■ **Data excerpt**:
::::::::
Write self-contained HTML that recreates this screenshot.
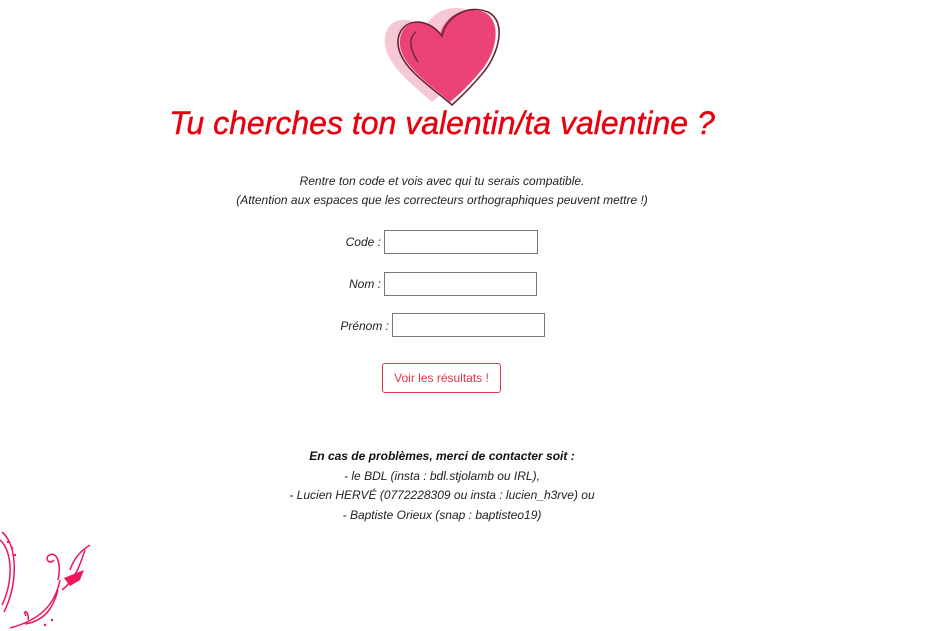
<!DOCTYPE html>
<html><head><meta charset="utf-8"><style>
body{margin:0;width:934px;height:631px;background:#fff;position:relative;overflow:hidden;font-family:"Liberation Sans",sans-serif;color:#222}
.a{position:absolute;white-space:nowrap}
.c{left:0;width:884px;text-align:center}
.t{font-style:italic;font-size:12px}
.inp{position:absolute;border:1px solid #777;height:22px;box-sizing:border-box}
.lab{position:absolute;font-style:italic;font-size:12px;text-align:right}
</style></head><body>
<svg class="a" style="left:380px;top:2px" width="130" height="104" viewBox="0 0 130 104">
<path d="M52 100 C30 80 2 60 5 35 C8 15 30 12 45 28 C50 10 70 2 88 8 C105 16 100 45 85 65 C75 80 62 92 52 100Z" fill="#f6c8d5"/>
<path d="M70 100 C50 82 18 62 20 38 C22 18 45 14 60 32 C66 12 86 4 104 10 C122 18 118 50 100 70 C90 82 80 92 70 100Z" fill="#ec4377"/>
<path d="M72 103 C52 85 16 64 18 38 C20 18 45 12 62 34 C66 14 88 2 108 10 C128 20 118 54 102 72 C92 84 82 94 72 103Z" fill="none" stroke="#6b2535" stroke-width="1.6"/>
<path d="M38 60 C30 48 28 36 36 30" fill="none" stroke="#6b2535" stroke-width="1.4"/>
</svg>
<div class="a c" style="top:105px;font-size:32px;font-style:italic;color:#e8000f;left:-8px;width:900px;-webkit-text-stroke:0.4px #e8000f">Tu cherches ton valentin/ta valentine ?</div>
<div class="a c t" style="top:174px">Rentre ton code et vois avec qui tu serais compatible.</div>
<div class="a c t" style="top:193px">(Attention aux espaces que les correcteurs orthographiques peuvent mettre !)</div>
<div class="lab" style="left:300px;width:81px;top:235px">Code :</div>
<div class="inp" style="left:384px;top:230px;width:154px;height:24px"></div>
<div class="lab" style="left:300px;width:81px;top:277px">Nom :</div>
<div class="inp" style="left:384px;top:272px;width:153px;height:24px"></div>
<div class="lab" style="left:300px;width:89px;top:319px">Prénom :</div>
<div class="inp" style="left:392px;top:313px;width:153px;height:24px"></div>
<div class="a" style="left:382px;top:363px;width:119px;height:30px;box-sizing:border-box;border:1px solid #dc3545;border-radius:3px;color:#dc3545;font-size:12px;text-align:center;line-height:28px">Voir les résultats !</div>
<div class="a c t" style="top:449px;font-weight:bold;color:#111">En cas de problèmes, merci de contacter soit :</div>
<div class="a c t" style="top:469px">- le BDL (insta : bdl.stjolamb ou IRL),</div>
<div class="a c t" style="top:488px">- Lucien HERVÉ (0772228309 ou insta : lucien_h3rve) ou</div>
<div class="a c t" style="top:508px">- Baptiste Orieux (snap : baptisteo19)</div>
<svg class="a" style="left:0;top:520px" width="110" height="111" viewBox="0 0 110 111">
<g fill="none" stroke="#f0145a" stroke-width="1.5">
<path d="M0 20 C12 30 14 60 2 85"/><path d="M2 12 C18 25 18 65 4 92"/>
<path d="M10 108 C40 100 55 85 60 60"/><path d="M25 104 C50 100 55 80 58 70"/>
<path d="M58 60 C62 40 55 30 48 36 C45 40 50 45 54 40"/>
<path d="M62 70 C75 60 80 45 85 30"/><path d="M70 50 C75 35 85 28 90 25"/>
<path d="M28 100 C30 92 22 88 26 96"/>
</g>
<path d="M64 58 L84 50 L80 60 L70 66Z" fill="#f0145a"/>
<g fill="#f0145a"><circle cx="8" cy="22" r="1.2"/><circle cx="12" cy="28" r="1.2"/><circle cx="15" cy="35" r="1.2"/><circle cx="45" cy="105" r="1.2"/><circle cx="52" cy="100" r="1.2"/></g>
</svg>
</body></html>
::::::::
■ **Instructions to follow**: Write the material out again exactly as it appears, dropping the pictures.

■ **Reply**:
Write self-contained HTML that recreates this screenshot.
<!DOCTYPE html>
<html><head><meta charset="utf-8"><style>
body{margin:0;width:934px;height:631px;background:#fff;position:relative;overflow:hidden;font-family:"Liberation Sans",sans-serif;color:#222}
.a{position:absolute;white-space:nowrap}
.c{left:0;width:884px;text-align:center}
.t{font-style:italic;font-size:12px}
.inp{position:absolute;border:1px solid #777;height:22px;box-sizing:border-box}
.lab{position:absolute;font-style:italic;font-size:12px;text-align:right}
</style></head><body>
<svg class="a" style="left:380px;top:2px" width="130" height="104" viewBox="0 0 130 104">
<path d="M52 100 C30 80 2 60 5 35 C8 15 30 12 45 28 C50 10 70 2 88 8 C105 16 100 45 85 65 C75 80 62 92 52 100Z" fill="#f6c8d5"/>
<path d="M70 100 C50 82 18 62 20 38 C22 18 45 14 60 32 C66 12 86 4 104 10 C122 18 118 50 100 70 C90 82 80 92 70 100Z" fill="#ec4377"/>
<path d="M72 103 C52 85 16 64 18 38 C20 18 45 12 62 34 C66 14 88 2 108 10 C128 20 118 54 102 72 C92 84 82 94 72 103Z" fill="none" stroke="#6b2535" stroke-width="1.6"/>
<path d="M38 60 C30 48 28 36 36 30" fill="none" stroke="#6b2535" stroke-width="1.4"/>
</svg>
<div class="a c" style="top:105px;font-size:32px;font-style:italic;color:#e8000f;left:-8px;width:900px;-webkit-text-stroke:0.4px #e8000f">Tu cherches ton valentin/ta valentine ?</div>
<div class="a c t" style="top:174px">Rentre ton code et vois avec qui tu serais compatible.</div>
<div class="a c t" style="top:193px">(Attention aux espaces que les correcteurs orthographiques peuvent mettre !)</div>
<div class="lab" style="left:300px;width:81px;top:235px">Code :</div>
<div class="inp" style="left:384px;top:230px;width:154px;height:24px"></div>
<div class="lab" style="left:300px;width:81px;top:277px">Nom :</div>
<div class="inp" style="left:384px;top:272px;width:153px;height:24px"></div>
<div class="lab" style="left:300px;width:89px;top:319px">Prénom :</div>
<div class="inp" style="left:392px;top:313px;width:153px;height:24px"></div>
<div class="a" style="left:382px;top:363px;width:119px;height:30px;box-sizing:border-box;border:1px solid #dc3545;border-radius:3px;color:#dc3545;font-size:12px;text-align:center;line-height:28px">Voir les résultats !</div>
<div class="a c t" style="top:449px;font-weight:bold;color:#111">En cas de problèmes, merci de contacter soit :</div>
<div class="a c t" style="top:469px">- le BDL (insta : bdl.stjolamb ou IRL),</div>
<div class="a c t" style="top:488px">- Lucien HERVÉ (0772228309 ou insta : lucien_h3rve) ou</div>
<div class="a c t" style="top:508px">- Baptiste Orieux (snap : baptisteo19)</div>
<svg class="a" style="left:0;top:520px" width="110" height="111" viewBox="0 0 110 111">
<g fill="none" stroke="#f0145a" stroke-width="1.5">
<path d="M0 20 C12 30 14 60 2 85"/><path d="M2 12 C18 25 18 65 4 92"/>
<path d="M10 108 C40 100 55 85 60 60"/><path d="M25 104 C50 100 55 80 58 70"/>
<path d="M58 60 C62 40 55 30 48 36 C45 40 50 45 54 40"/>
<path d="M62 70 C75 60 80 45 85 30"/><path d="M70 50 C75 35 85 28 90 25"/>
<path d="M28 100 C30 92 22 88 26 96"/>
</g>
<path d="M64 58 L84 50 L80 60 L70 66Z" fill="#f0145a"/>
<g fill="#f0145a"><circle cx="8" cy="22" r="1.2"/><circle cx="12" cy="28" r="1.2"/><circle cx="15" cy="35" r="1.2"/><circle cx="45" cy="105" r="1.2"/><circle cx="52" cy="100" r="1.2"/></g>
</svg>
</body></html>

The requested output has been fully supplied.